Get to know anxiety: Obsessive compulsive

I went away to uni, I was away from home and I started to become very worried about things like door knobs, and stoves, and power points, then also even walking around in public. I was obsessed with the thought that I would harm someone, inadvertently, it would be accidentally, obviously.

And to relieve the anxiety that I felt about that, I started a checking process where I would check the door handle a number of times to check that it was locked before I could walk away. If I didn't do that checking process, the anxiety would obviously get worse and become heightened. At the time I didn't really understand what was going on. I was hiding the fact that I was constantly in a very worried kind of anxious state.

I think I let it kind of take over. It got to a point where I got very depressed and I also seemed to kind of rely on alcohol to a certain extent to calm myself down or stop myself thinking. My mother, she kind of stepped in. She travelled to where I was and we went to the Anxiety Clinic which is in Sydney and the doctor told me he thought I was possibly was experiencing OCD, or definitely. And that was it.

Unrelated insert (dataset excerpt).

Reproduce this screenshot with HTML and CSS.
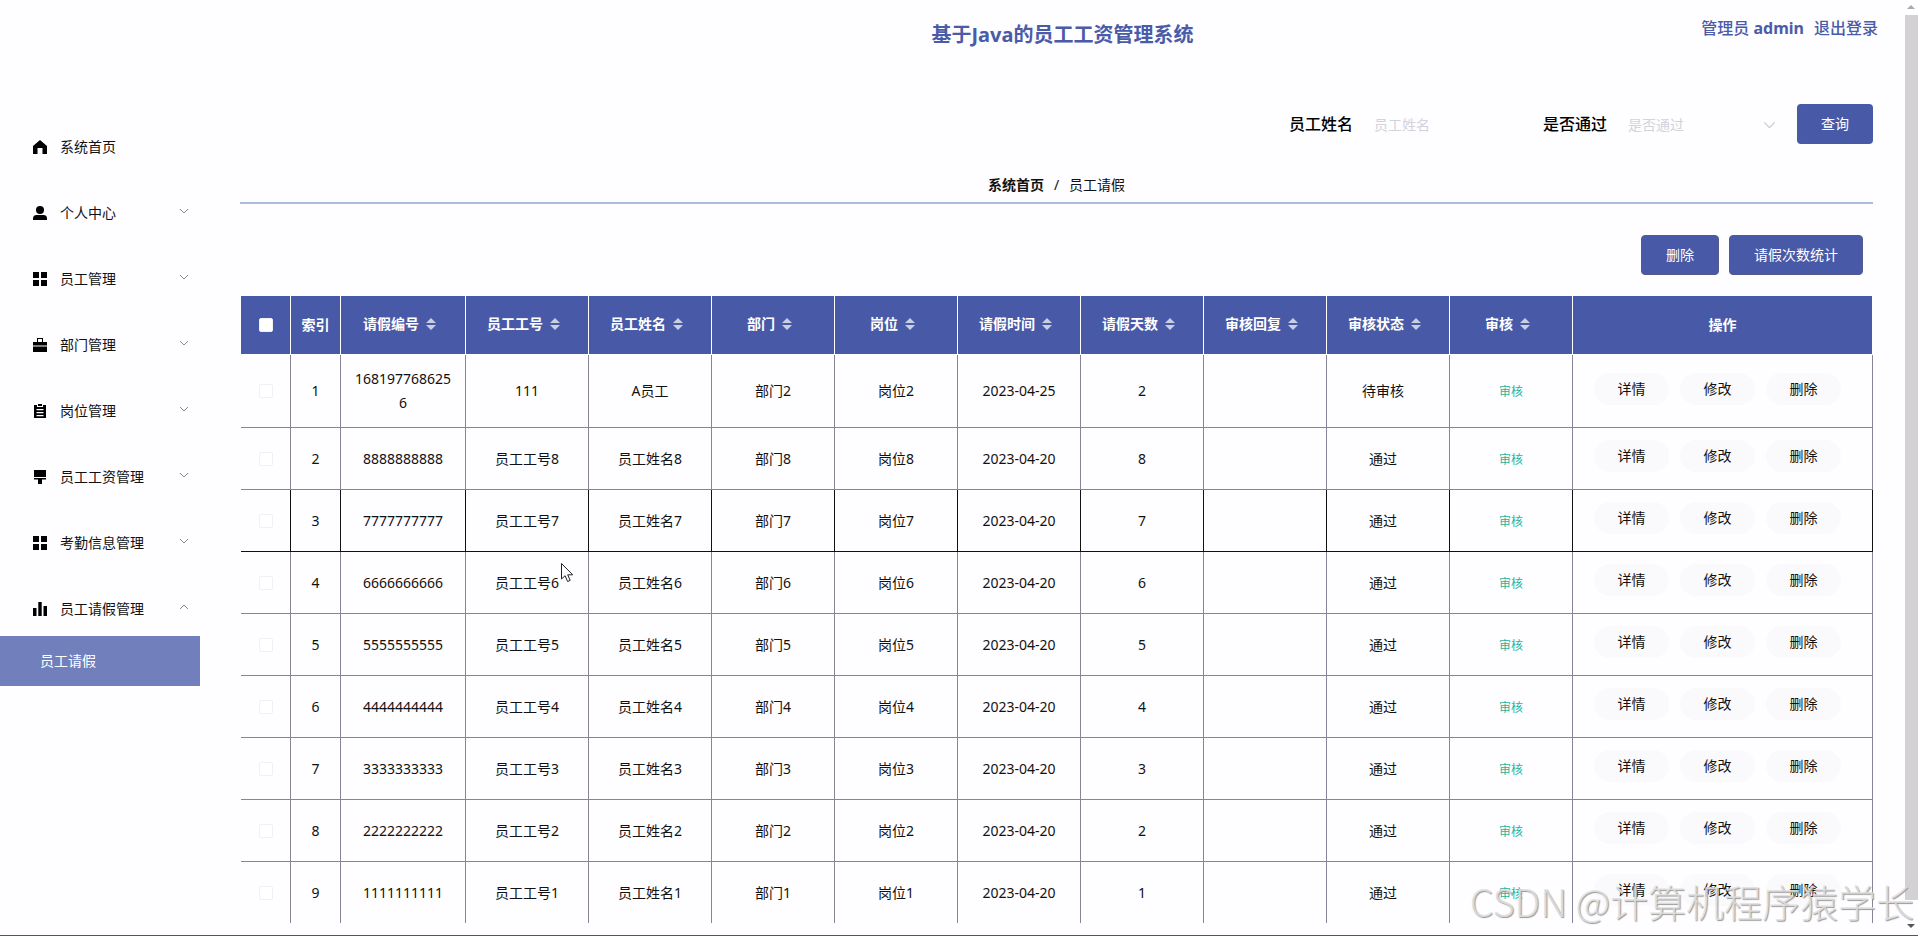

That was the first time I actually knew what it was and that actually, there was a name for it. I started out with CBT, so Cognitive Behaviour Therapy, which at that stage entailed a lot of exposure therapy. So, I was required to do a lot of homework and expose myself to the things that I was scared of that really made me feel anxious.

I'd say if you think you have OCD, and you know when you've got it, you do know, I think the best thing you can do is you have to seek out help and you can either go to your GP or talk to someone who you respect and will take you seriously.

It's really important that the sooner you get help, the sooner you can start breaking down those rituals and stopping that whole cycle. Today, I'm back driving, and I can run across the street, and I've got my freedom back and my life back. I just wish maybe I hadn't waited so long to get help.